- [Supplied data]:
—————

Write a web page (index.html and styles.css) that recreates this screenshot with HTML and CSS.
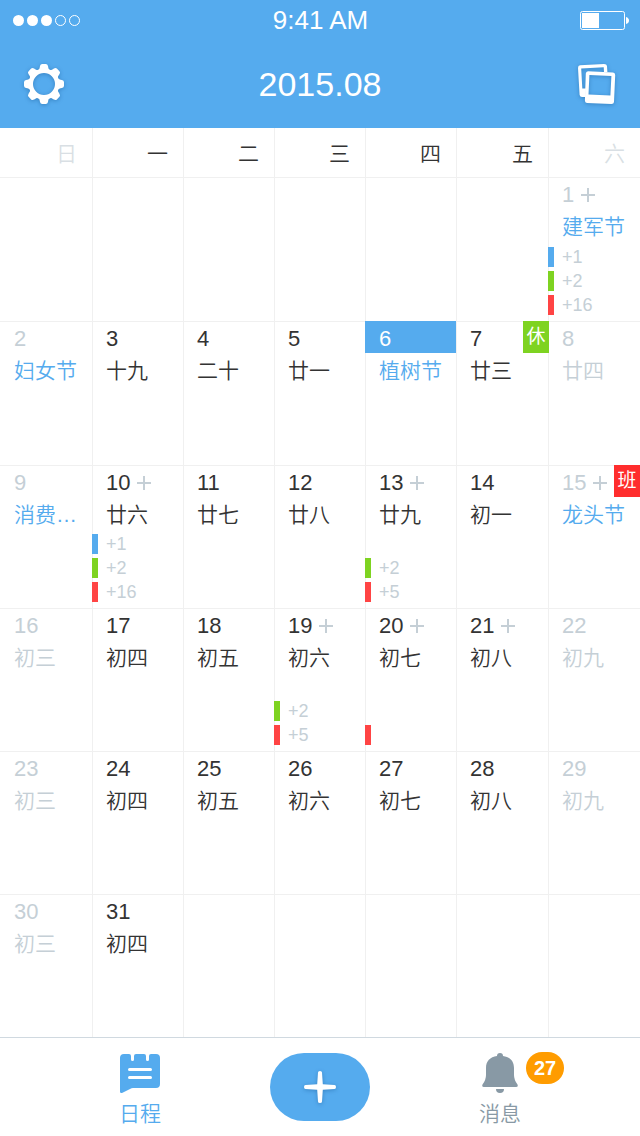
FILE: index.html
```html
<!DOCTYPE html>
<html lang="zh-CN">
<head>
<meta charset="utf-8">
<meta name="viewport" content="width=device-width, initial-scale=1">
<title>2015.08</title>
<link rel="stylesheet" href="styles.css">
</head>
<body>
<div class="app">
  <header class="top">
    <div class="status">
      <svg class="signal" viewBox="0 0 68 12" width="68" height="12" aria-hidden="true">
        <g fill="#fff"><circle cx="6.500" cy="6.500" r="5.500"/><circle cx="20.500" cy="6.500" r="5.500"/><circle cx="34.500" cy="6.500" r="5.500"/></g>
        <g fill="none" stroke="#fff"><circle cx="48.500" cy="6.500" r="5"/><circle cx="62.500" cy="6.500" r="5"/></g>
      </svg>
      <span class="clock">9:41 AM</span>
      <svg class="battery" viewBox="0 0 49 19" width="49" height="19" aria-hidden="true">
        <rect x=".5" y=".5" width="44" height="18" rx="2" fill="none" stroke="#fff"/>
        <rect x="2" y="2" width="17" height="15" fill="#fff"/>
        <path d="M46 6Q49 7 49 9.500T46 13Z" fill="#fff"/>
      </svg>
    </div>
    <div class="navbar">
      <button class="icon-btn" type="button" aria-label="设置">
        <svg viewBox="-20 -20 40 40" width="40" height="40">
          <defs><path id="tooth" d="M-6.500-13C-4.500-14.500-4.400-16-4-18Q-3.500-20-1.800-20H1.800Q3.500-20 4-18C4.400-16 4.500-14.500 6.500-13Z"/></defs>
          <g fill="#fff">
            <use href="#tooth"/><use href="#tooth" transform="rotate(45)"/><use href="#tooth" transform="rotate(90)"/><use href="#tooth" transform="rotate(135)"/>
            <use href="#tooth" transform="rotate(180)"/><use href="#tooth" transform="rotate(225)"/><use href="#tooth" transform="rotate(270)"/><use href="#tooth" transform="rotate(315)"/>
          </g>
          <circle r="13.200" fill="none" stroke="#fff" stroke-width="4.400"/>
        </svg>
      </button>
      <h1 class="title">2015.08</h1>
      <button class="icon-btn" type="button" aria-label="相册">
        <svg viewBox="0 0 38 40" width="38" height="40" fill="#fff" fill-rule="evenodd">
          <path d="M2 1.300L26 0Q28.800 0 29 2L29.400 8H26L25.700 3.200L3.200 4.500L4.300 24.500H8L7.500 33H4Q2 33 1.600 31L0 4Q0 1.600 2 1.300Z"/>
          <path d="M10 7.200L35 8.500Q37.200 8.800 37.200 11L36 38Q35.800 40 33.500 40L9 39Q6.800 38.800 6.900 36.500L7.800 9.500Q8 7.400 10 7.200ZM11.400 11L10.500 30.500L32.400 31.500L33.400 12.100Z"/>
        </svg>
      </button>
    </div>
  </header>

  <main class="main">
    <table class="calendar">
      <thead>
        <tr><th class="off">日</th><th>一</th><th>二</th><th>三</th><th>四</th><th>五</th><th class="off">六</th></tr>
      </thead>
      <tbody>
        <tr>
          <td></td><td></td><td></td><td></td><td></td><td></td>
          <td class="off"><div class="num">1<i class="more"></i></div><div class="lunar fest">建军节</div><ul class="events"><li class="blue">+1</li><li class="green">+2</li><li class="red">+16</li></ul></td>
        </tr>
        <tr>
          <td class="off"><div class="num">2</div><div class="lunar fest">妇女节</div></td>
          <td><div class="num">3</div><div class="lunar">十九</div></td>
          <td><div class="num">4</div><div class="lunar">二十</div></td>
          <td><div class="num">5</div><div class="lunar">廿一</div></td>
          <td class="today"><div class="num">6</div><div class="lunar fest">植树节</div></td>
          <td class="marked"><div class="num">7</div><div class="lunar">廿三</div><span class="mark rest">休</span></td>
          <td class="off"><div class="num">8</div><div class="lunar">廿四</div></td>
        </tr>
        <tr>
          <td class="off"><div class="num">9</div><div class="lunar fest">消费…</div></td>
          <td><div class="num">10<i class="more"></i></div><div class="lunar">廿六</div><ul class="events"><li class="blue">+1</li><li class="green">+2</li><li class="red">+16</li></ul></td>
          <td><div class="num">11</div><div class="lunar">廿七</div></td>
          <td><div class="num">12</div><div class="lunar">廿八</div></td>
          <td><div class="num">13<i class="more"></i></div><div class="lunar">廿九</div><ul class="events"><li class="green">+2</li><li class="red">+5</li></ul></td>
          <td><div class="num">14</div><div class="lunar">初一</div></td>
          <td class="off marked"><div class="num">15<i class="more"></i></div><div class="lunar fest">龙头节</div><span class="mark work">班</span></td>
        </tr>
        <tr>
          <td class="off"><div class="num">16</div><div class="lunar">初三</div></td>
          <td><div class="num">17</div><div class="lunar">初四</div></td>
          <td><div class="num">18</div><div class="lunar">初五</div></td>
          <td><div class="num">19<i class="more"></i></div><div class="lunar">初六</div><ul class="events"><li class="green">+2</li><li class="red">+5</li></ul></td>
          <td><div class="num">20<i class="more"></i></div><div class="lunar">初七</div><ul class="events"><li class="red"></li></ul></td>
          <td><div class="num">21<i class="more"></i></div><div class="lunar">初八</div></td>
          <td class="off"><div class="num">22</div><div class="lunar">初九</div></td>
        </tr>
        <tr>
          <td class="off"><div class="num">23</div><div class="lunar">初三</div></td>
          <td><div class="num">24</div><div class="lunar">初四</div></td>
          <td><div class="num">25</div><div class="lunar">初五</div></td>
          <td><div class="num">26</div><div class="lunar">初六</div></td>
          <td><div class="num">27</div><div class="lunar">初七</div></td>
          <td><div class="num">28</div><div class="lunar">初八</div></td>
          <td class="off"><div class="num">29</div><div class="lunar">初九</div></td>
        </tr>
        <tr>
          <td class="off"><div class="num">30</div><div class="lunar">初三</div></td>
          <td><div class="num">31</div><div class="lunar">初四</div></td>
          <td></td><td></td><td></td><td></td><td></td>
        </tr>
      </tbody>
    </table>
  </main>

  <nav class="tabs">
    <a class="tab active" href="#schedule">
      <svg viewBox="0 0 40 40" width="40" height="40" aria-hidden="true">
        <path fill="currentColor" d="M4 1H9Q11 1 11 3V6.500A1.500 1.500 0 0 0 14 6.500V3Q14 1 16 1H24Q26 1 26 3V6.500A1.500 1.500 0 0 0 29 6.500V3Q29 1 31 1H36Q40 1 40 5V31Q40 35 36 35H13Q11.500 35 10 36L2 40Q0 40.500 0 38.500V5Q0 1 4 1Z"/>
        <path stroke="#fff" stroke-width="3" stroke-linecap="round" d="M9.500 16.500H30.500M9.500 24.500H30.500"/>
      </svg>
      <span>日程</span>
    </a>
    <button class="create" type="button" aria-label="新建">
      <svg viewBox="-16 -16 32 32" width="32" height="32">
        <path fill="#fff" d="M-2-14.500Q-2-16 0-16T2-14.500L2.800-2.800L14.500-2Q16-2 16 0T14.500 2L2.800 2.800L2 14.500Q2 16 0 16T-2 14.500L-2.800 2.800L-14.500 2Q-16 2-16 0T-14.500-2L-2.800-2.800Z"/>
      </svg>
    </button>
    <a class="tab" href="#messages">
      <svg viewBox="0 0 36 40" width="36" height="40" aria-hidden="true" fill="currentColor">
        <path d="M15 3Q15 0 18 0T21 3C28 4 32 8 32 15V22Q32 27 35.500 31.500Q36.500 34 34 34H2Q-.5 34 .5 31.500Q4 27 4 22V15C4 8 8 4 15 3Z"/>
        <path d="M14 36H22Q22 40 18 40T14 36Z"/>
      </svg>
      <span>消息</span>
      <b class="count">27</b>
    </a>
  </nav>
</div>
</body>
</html>
```
FILE: styles.css
```css
:root {
  --blue: #55abee;
  --green: #7ed321;
  --red: #ff4444;
  --ink: #333;
  --muted: #c5cfd6;
  --line: #f0f0f0;
  --slate: #8899a5;
}

* {
  box-sizing: border-box;
}

body {
  margin: 0;
  background: #fff;
  color: var(--ink);
  font-family: "Liberation Sans", "Noto Sans CJK SC", sans-serif;
}

button {
  padding: 0;
  border: 0;
  background: none;
}

svg {
  display: block;
  overflow: visible;
}

.app {
  display: flex;
  flex-direction: column;
  min-height: 100vh;
}

.top {
  background: var(--blue);
  color: #fff;
}

.status,
.navbar {
  display: grid;
  grid-template-columns: 1fr auto 1fr;
  align-items: center;
}

.status {
  height: 40px;
  padding: 0 11px 0 12px;
}

.clock {
  font-size: 26px;
}

.status > :last-child,
.navbar > :last-child {
  justify-self: end;
}

.navbar {
  height: 88px;
  padding: 0 24px;
}

.icon-btn {
  justify-self: start;
  filter: drop-shadow(0 1px 2px rgba(0, 60, 120, 0.35));
}

.title {
  margin: 0;
  font-size: 34px;
  font-weight: 400;
}

.main {
  display: grid;
  flex: 1;
}

.calendar {
  display: grid;
  grid-template-columns: 92fr 91fr 91fr 91fr 91fr 92fr 92fr;
  grid-template-rows: 49px 144fr 144fr 143fr 143fr 143fr 143fr;
}

.calendar thead,
.calendar tbody,
.calendar tr {
  display: contents;
}

.calendar th {
  padding: 2px 15px 0;
  box-shadow: inset 1px 0 var(--line);
  font-size: 21px;
  font-weight: 350;
  line-height: 47px;
  text-align: right;
}

.calendar td {
  display: flex;
  flex-direction: column;
  position: relative;
  min-width: 0;
  padding: 0 0 6px;
  box-shadow: inset 1px 1px var(--line);
}

.calendar th:first-child {
  box-shadow: none;
}

.calendar td:first-child {
  box-shadow: inset 0 1px var(--line);
}

.off {
  color: var(--muted);
}

.calendar th.off {
  color: #d9dfe4;
}

.num {
  display: flex;
  align-items: center;
  gap: 7px;
  height: 32px;
  padding: 3px 0 0 14px;
  font-size: 22px;
}

.more {
  width: 14px;
  height: 14px;
  background:
    linear-gradient(var(--muted), var(--muted)) center / 14px 2px no-repeat,
    linear-gradient(var(--muted), var(--muted)) center / 2px 14px no-repeat;
}

.lunar {
  padding-left: 14px;
  font-size: 21px;
  font-weight: 350;
  line-height: 36px;
  white-space: nowrap;
}

.fest {
  color: var(--blue);
}

.today,
.marked {
  z-index: 1;
}

.today .num {
  margin-right: -1px;
  background: var(--blue);
  color: #fff;
}

.mark {
  position: absolute;
  top: 0;
  right: -1px;
  width: 26px;
  color: #fff;
  font-size: 19px;
  line-height: 32px;
  text-align: center;
}

td:last-child .mark {
  right: 0;
}

.rest {
  background: var(--green);
}

.work {
  background: #ff2d2d;
}

.events {
  display: grid;
  gap: 4px;
  margin: auto 0 0;
  padding: 0;
  list-style: none;
  color: var(--muted);
  font-size: 18px;
  line-height: 20px;
}

.events li {
  height: 20px;
  padding-left: 8px;
  border-left: 6px solid;
}

.events li.blue {
  border-color: var(--blue);
}

.events li.green {
  border-color: var(--green);
}

.events li.red {
  border-color: var(--red);
}

.tabs {
  display: grid;
  grid-template-columns: repeat(3, 180px);
  justify-content: center;
  justify-items: center;
  align-items: start;
  height: 99px;
  padding-top: 15px;
  border-top: 1px solid #d0d9e0;
}

.tab {
  display: grid;
  justify-items: center;
  position: relative;
  color: var(--slate);
  font-size: 21px;
  font-weight: 350;
  line-height: 42px;
  text-decoration: none;
}

.tab.active {
  color: var(--blue);
}

.create {
  display: grid;
  place-items: center;
  width: 100px;
  height: 68px;
  border-radius: 34px;
  background: var(--blue);
}

.create svg {
  filter: drop-shadow(0 1px 2px rgba(0, 60, 120, 0.35));
}

.count {
  position: absolute;
  top: -1px;
  left: 47px;
  width: 38px;
  border-radius: 16px;
  background: #ff9c00;
  color: #fff;
  font-size: 20px;
  font-weight: 700;
  line-height: 32px;
  text-align: center;
}
```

—————

- [Goal]: Your answer should be only the number of lines that hold the word "index".

- [Exercise answer]: 3